MONDAY Alternative Energy Day. In the morning, work up my idea for an air farm. In the afternoon, sketch out my prototype for a rain mill. In the evening, harness physical repulsion to create an innovative spiral of despair.
TUESDAY Brilliant, feel MUCH more positive after running a self-diagnostic. I’d accidentally re-set my mental definition of architecture, from ‘frozen music’ to ‘congealed self-pity’. Idiot.
WEDNESDAY Bad news. The Coalition’s brutal approach to ‘built environment delivery’ has now provoked the most serious demarcation dispute since the 1970s.
Despite frantic attempts by the Vocational Associations Congress, members of both the Hubmakers’ Guild and the Institute of Spacesmiths downed tools today and have been instructed to imagine no urban solutions until further notice.
Of course, the Confederation of British Privatisation appealed for common sense. But its emergency statement didn’t sound very convincing: ‘We would like to reassure local authorities, hedge funds and other core keyholders that plans for hubs and spaces remain buoyant throughout the country. These will last for several months. There is no point in clients stockpiling so-called ‘micro-economic nebulae’, that doesn’t make any sense.’
As the confederation represents not so much a collective interest as more of a mist-cloud of tossers, this has now caused panic-buying. There remains not a single conceptual scheme for a hub or space in any pipeline, anywhere. Unless a way through is found, the rebadging sector is heading for a Winter of Disconnect.
THURSDAY This demarcation dispute is very serious for me. As a leading opinion-former on these matters, I have to pick a side. After much soul-searching I’ve decided to go with the Hubmakers’ Guild.

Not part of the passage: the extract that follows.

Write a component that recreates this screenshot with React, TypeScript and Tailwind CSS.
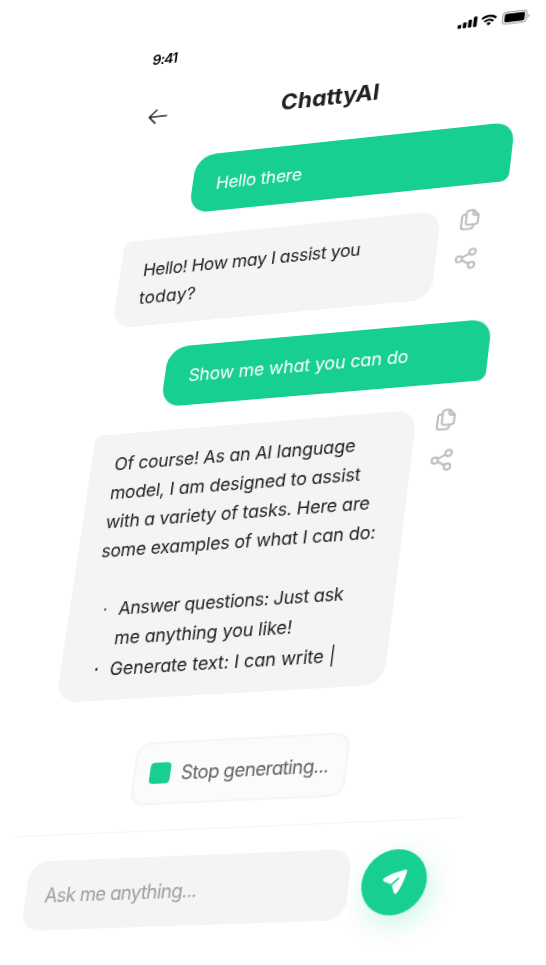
import { useLayoutEffect, useRef, useState, type ReactNode } from "react";

type Point = [number, number];

// Rectangle of the flat screen and the four points it is projected onto.
const AREA = { x: 24, y: 136, w: 380, h: 678 };
const QUAD: [Point, Point, Point, Point] = [
  [136.9, 162],
  [515.3, 121.4],
  [433.9, 819.4],
  [35.6, 836.4],
];

function projection(): string {
  const [[x0, y0], [x1, y1], [x2, y2], [x3, y3]] = QUAD;
  const dx1 = x1 - x2, dx2 = x3 - x2, dx3 = x0 - x1 + x2 - x3;
  const dy1 = y1 - y2, dy2 = y3 - y2, dy3 = y0 - y1 + y2 - y3;
  const den = dx1 * dy2 - dx2 * dy1;
  const g = (dx3 * dy2 - dx2 * dy3) / den;
  const h = (dx1 * dy3 - dx3 * dy1) / den;
  const m = [
    x1 - x0 + g * x1, y1 - y0 + g * y1, 0, g,
    x3 - x0 + h * x3, y3 - y0 + h * y3, 0, h,
    0, 0, 1, 0,
    x0, y0, 0, 1,
  ];
  return `matrix3d(${m.map((n) => n.toFixed(8)).join(",")}) scale(${1 / AREA.w}, ${1 / AREA.h}) translate(${-AREA.x}px, ${-AREA.y}px)`;
}

// One line of text whose tracking is set so that it fills the given width.
function Line({ width, className = "", children }: { width: number; className?: string; children: string }) {
  const ref = useRef<HTMLSpanElement>(null);
  const [spacing, setSpacing] = useState(0);
  useLayoutEffect(() => {
    if (ref.current) setSpacing((width - ref.current.offsetWidth) / children.length);
  }, [width, children]);
  return (
    <span className={`block w-max whitespace-pre ${className}`}>
      <span ref={ref} style={{ letterSpacing: spacing }}>{children}</span>
    </span>
  );
}

function CopyIcon() {
  return (
    <svg className="size-6" viewBox="0 0 24 24" fill="none" stroke="#bdbdbd" strokeWidth="2" strokeLinejoin="round" strokeLinecap="round">
      <path d="M13.500 2.500h-3.500a2.800 2.800 0 0 0-2.800 2.800v9.200a2.800 2.800 0 0 0 2.800 2.800h6a2.800 2.800 0 0 0 2.800-2.800V7.800z" />
      <path d="M13.500 2.700v3a2 2 0 0 0 2 2h3" />
      <path d="M6.800 6.500h-1a2.800 2.800 0 0 0-2.800 2.800v9.400a2.800 2.800 0 0 0 2.800 2.800h6a2.800 2.800 0 0 0 2.800-2.800v-1" />
    </svg>
  );
}

function ShareIcon() {
  return (
    <svg className="size-6" viewBox="0 0 24 24" fill="none" stroke="#bdbdbd" strokeWidth="2" strokeLinecap="round">
      <circle cx="4.800" cy="11.800" r="3" />
      <circle cx="17.200" cy="5.200" r="3" />
      <circle cx="17.200" cy="18.400" r="3" />
      <path d="m7.600 10.400 6.900-3.700M7.600 13.200l6.900 3.800" />
    </svg>
  );
}

function StatusIcons() {
  return (
    <svg className="h-[13.700px] w-[69.500px] overflow-visible" viewBox="0 0 71 14" fill="none">
      <g fill="#000">
        <rect x="-1.500" y="8.500" width="3.600" height="4" rx="1" />
        <rect x="3.700" y="6.500" width="3.600" height="6" rx="1" />
        <rect x="8.900" y="4" width="3.600" height="8.500" rx="1" />
        <rect x="14.100" y="1.300" width="3.600" height="11.200" rx="1" />
      </g>
      <g transform="translate(-1.500 0)">
        <path d="M24 5.200a10.200 10.200 0 0 1 14.400 0" stroke="#000" strokeWidth="2.200" />
        <path d="M26.700 8.200a6.400 6.400 0 0 1 9 0" stroke="#000" strokeWidth="2.200" />
        <path d="M31.200 12.700l-2.300-2.400a3.300 3.300 0 0 1 4.600 0z" fill="#000" />
      </g>
      <rect x="43.500" y=".5" width="24" height="12.800" rx="3.300" stroke="#000" strokeOpacity=".4" />
      <path d="M69 5v4c.9-.4 1.400-1.100 1.400-2S69.900 5.400 69 5z" fill="#000" fillOpacity=".4" />
      <rect x="45.400" y="2.400" width="20.200" height="9" rx="1.500" fill="#000" />
    </svg>
  );
}

function UserMessage({ children }: { children: ReactNode }) {
  return (
    <div className="ml-[62.2px] rounded-[20px] rounded-br-lg bg-[#18cf93] px-6 pt-[16.8px] pb-[15.2px] text-white">{children}</div>
  );
}

function BotMessage({ children }: { children: ReactNode }) {
  return (
    <div className="flex items-start gap-[18px]">
      <div className="w-[318px] rounded-[20px] rounded-tl-lg bg-[#f4f4f4] px-[23.7px] pt-[16.4px] pb-[15.8px]">{children}</div>
      <div className="flex flex-col gap-4">
        <CopyIcon />
        <ShareIcon />
      </div>
    </div>
  );
}

function Bullet({ children }: { children: ReactNode }) {
  return (
    <li className="flex">
      <span className="flex h-[29.200px] w-[25.800px] items-center pt-px pl-[11px]">
        <span className="size-[2.500px] rounded-full bg-[#212121]" />
      </span>
      <div className="leading-[29.200px]">{children}</div>
    </li>
  );
}

export default function App() {
  return (
    <div className="h-[965px] w-[546px] overflow-hidden bg-white">
      <div
        className="flex h-[926px] w-[428px] origin-top-left flex-col font-[Inter,'Open_Sans',sans-serif] text-[17.5px] leading-[29px] text-[#212121] [font-feature-settings:'cv11','calt'_0]"
        style={{ transform: projection() }}
      >
        <div className="flex h-[52px] items-center justify-between pr-[22px] pl-[24.5px]">
          <Line width={25.5} className="text-[14.5px] font-semibold text-black">9:41</Line>
          <StatusIcons />
        </div>

        <header className="grid h-[73px] grid-cols-[48px_1fr_48px] items-center px-[24px]">
          <svg className="ml-[5px] h-[20px] w-[20px]" viewBox="0 0 20 20" fill="none" stroke="#212121" strokeWidth="1.600" strokeLinecap="round" strokeLinejoin="round">
            <path d="M19 10H1M8 3 1 10l7 7" />
          </svg>
          <Line width={99} className="mx-auto pt-px pl-[3px] text-[23px] font-bold">ChattyAI</Line>
        </header>

        <main className="mt-[11px] flex flex-col gap-[24.2px] px-6">
          <UserMessage>
            <Line width={87}>Hello there</Line>
          </UserMessage>
          <BotMessage>
            <Line width={219}>Hello! How may I assist you</Line>
            <Line width={57.5}>today?</Line>
          </BotMessage>
          <UserMessage>
            <Line width={217}>Show me what you can do</Line>
          </UserMessage>
          <BotMessage>
            <Line width={239}>Of course! As an AI language</Line>
            <Line width={247}>model, I am designed to assist</Line>
            <Line width={260}>with a variety of tasks. Here are</Line>
            <Line width={268.5}>some examples of what I can do:</Line>
            <ul className="mt-[29px]">
              <Bullet>
                <Line width={220}>Answer questions: Just ask</Line>
                <Line width={174}>me anything you like!</Line>
              </Bullet>
              <Bullet>
                <Line width={219}>Generate text: I can write |</Line>
              </Bullet>
            </ul>
          </BotMessage>
        </main>

        <button className="mx-auto mt-auto flex h-[60px] w-[205px] items-center gap-[11px] rounded-[14px] border-2 border-[#f4f5f5] bg-[#fafcfb] pl-[14px] text-[18px] text-[#616161]">
          <span className="size-[20px] rounded-[4px] bg-[#18cf93]" />
          <Line width={141}>Stop generating...</Line>
        </button>

        <footer className="mt-[24px] flex h-[113px] shrink-0 items-center gap-3 border-t border-[#f5f5f5] pr-6 pl-[22.5px]">
          <div className="flex h-[65px] flex-1 items-center rounded-[18px] bg-[#f4f4f4] pt-px pl-[19.5px] text-[18px] text-[#9e9e9e]">
            <Line width={147}>Ask me anything...</Line>
          </div>
          <button className="flex size-[60px] items-center justify-center rounded-full bg-[#18cf93] shadow-[4px_8px_24px_rgba(24,207,147,0.22)]">
            <svg className="size-[24px]" viewBox="0 0 26 26">
              <path d="M24.500 1.500c-.3-.6-1-.6-2-.4C14 3 7 5.500 2.600 8.800c-1.400 1.200-.8 2.600.8 3.300l7.500 3 3 8c.7 1.700 2.200 2 3.200.5C20.500 18.500 23.500 10 24.700 3.200z" fill="#fff" />
              <path d="M17 9.300 10 16" stroke="#18cf93" strokeWidth="1.700" strokeLinecap="round" />
            </svg>
          </button>
        </footer>
      </div>
    </div>
  );
}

I have nothing against spacesmiths. I yield to no one in my admiration of them and their alchemy. I believe that the last decade has seen some truly astonishing, magical spaces created. Moribund areas of towns – long abandoned to the anarchic bumbling of people sitting on benches FREE OF CHARGE eating sandwiches prepared at home – have been transformed by ‘food courts’ and franchised noise rights.
Creating multi-purposed space is straightforward, but hubmaking is a specialised craft. For too long spacesmiths have undercut hubmakers with that one-hub-fits-all bullshit. A genuine hub takes risks.
It might be a business hub on the periphery of an airport, corralled by massive billboards proclaiming that ‘making your business our business is good business’.
It might be a cultural hub offering nuanced meeting spaces, specialist retailers, exhibition nodes, assorted experiences, free wi-fi and the opportunity to ‘grab a coffee and explore!’ This really is living on the edge, as anyone who’s ever grabbed a hot coffee will confirm.
Yet hubmaking has a grand vision too. Until recently everyone fatuously described London as a ‘city of villages’, even though there’s always a shop open somewhere on Saturday afternoons. Great credit goes to the Hubmakers’ Guild for changing our perception of the capital to a ‘city of hubs’.
Microhubs link together to form macrohubs, with the Greater London area forming one vast huburb.
FRIDAY Lunch with Rock Steady Eddie the fixer. As usual he helps himself to 18 per cent of my pudding.
Not for the first time, he wants me to abandon my principles in the pursuit of profit. ‘Look, I’m not asking you to scab. You’ve got your ideals, that’s lovely. I am merely saying I’ve got clients queuing up for hubs and spaces and nobody to provide them. I know you’d be putting your reputation at risk by strike-breaking, I respect that, we could do it under a pseudonym or whatever and are you going to finish that cheesecake?’
After all these years Eddie still thinks I’d jettison my moral convictions to make a few quid. Does he seriously expect me to become a blackleg hubmaker, a moonlighting spacesmith? When it would be much simpler to invent a new urban regeneration term altogether, and cash in that way?
SATURDAY Devise the ‘urban bulb’, a new development marketing blueprint. A successor to the hub, it’s commercial but sounds organic.
The urban bulb, a tight wad of potential, planted in the fertile soil of municipal space, one day flourishing into city apartments for people with cruel eyes and direct debit capability. Plus social benefit in the form of shops.
It’ll sound much more cheerful once I’ve tidied up my scruples a bit.
SUNDAY Form a hubbulb in the recliner.